The city has already taken steps to address the student weight problem by changing the food available in public school vending machines to feature items that are lower in calories, fat, and sodium. The new rule regarding bake sales is the next step in the anti-obesity campaign, driven by the idea that student health and weight will improve if students have access to information about the nutritional content of the foods they buy.

In this video Mark Levin talks with somebody that had school bake sales banned in the Food Safety Act

According to the Times, the Department of Education has suggested that school groups try to move towards fundraising efforts that do not revolve around food. The Department suggests that rather than selling food, public school fundraising groups try selling:

  • Apparel: T-shirts, shoelaces, or handmade jewelry
  • School Supplies: Pencils and notebooks
  • Exercise: The Department suggests that buyers could pay for students to run laps around a track or park.
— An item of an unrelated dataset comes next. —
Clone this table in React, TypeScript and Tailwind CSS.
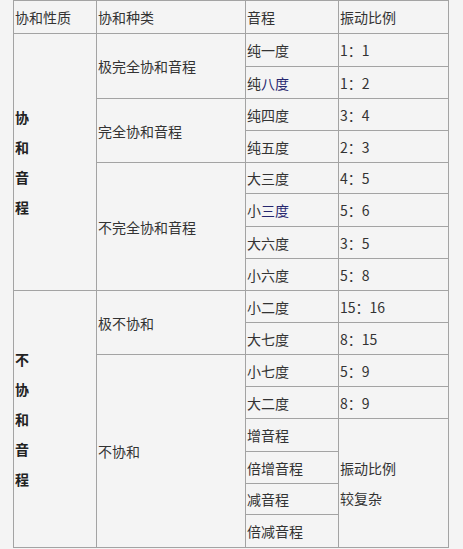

Bake Sale Supporters Protest: Homemade Foods Beat Packaged Items

The new rule has given rise to an outcry among many parents of NYC public school students. Bake sale supporters feel so strongly that they are planning to stage a “bake-in” at City Hall in hopes of convincing city officials to overturn the new rules.

Bake-sale supporters are wary of the new guidelines for a number of reasons.

Bake Sales Help Raise Much-Needed Money

In days of increasingly tight public education budgets, bake sale fundraisers are important, supporters say, for helping students raise enough money for field trips and other educationally enriching experiences.

Geraldine Neary, a NYC public school parent and past president of the PTA, asserts that a lot of parents at her school don’t have money, but are able to contribute to fundraising efforts by donating baked goods to bake sales. At Neary’s school, 60 percent of students’ families meet the federal poverty standard, but the weekly bake sales earn between $200 and $300. Money from bake sales has given students the opportunity to attend a summer nature camp in the Adirondacks and to travel to Mayan ruins in Mexico.

The assistant principal at the La Guardia High School told the Times in October 2009 that bake sales are “definitely a way kids count on to get money.”

New Rule Seems to Favor Processed Over Homemade Food

Parents and food historians are also concerned that the new rule will encourage students to favor processed foods over homemade items.

Laura Shapiro, a food historian and author, finds the city’s reasoning problematic. Shapiro says that said the city’s argument reflects a larger cultural trend in which Americans “accept a kind of distance between themselves and food.”

This video makes the point that the government will dictate what is best for you and your family.

After the American food industry emerged as a corporate force in the early 20th century, Shapiro says, Americans began to distrust food that didn’t come packaged with a nutrition label. Shapiro is critical of the city’s thinking, which seems to believe that “a packaged chocolate-chip cookie is preferable to a homemade one, not on the basis of taste, texture or the quality of the ingredients, but because it came from a factory and has a nutrition label.”

Pushing Processed Foods Over Homemade Food May Contribute to Obesity Problem

Some parents say that encouraging students to see processed food as superior to home-baked goods will actually encourage obesity. A petition created by the grassroots parents’ organization NYC Green Schools asks the New York City mayor and public school chancellor to repeal the bake sale ban, arguing that “this regulation will do nothing to fight childhood obesity and only succeeds in teaching our children that junk food is healthier for them than foods cooked at home, a policy that will only end up encouraging a lifetime of bad eating habits.”

It remains to be seen whether students and parents will be successful in their campaign to get New York City to repeal its new anti-bake-sale rule. But urban school districts across the United States should keep an eye as the debate unfolds, as their cities may soon also decide to take aim at bake sales.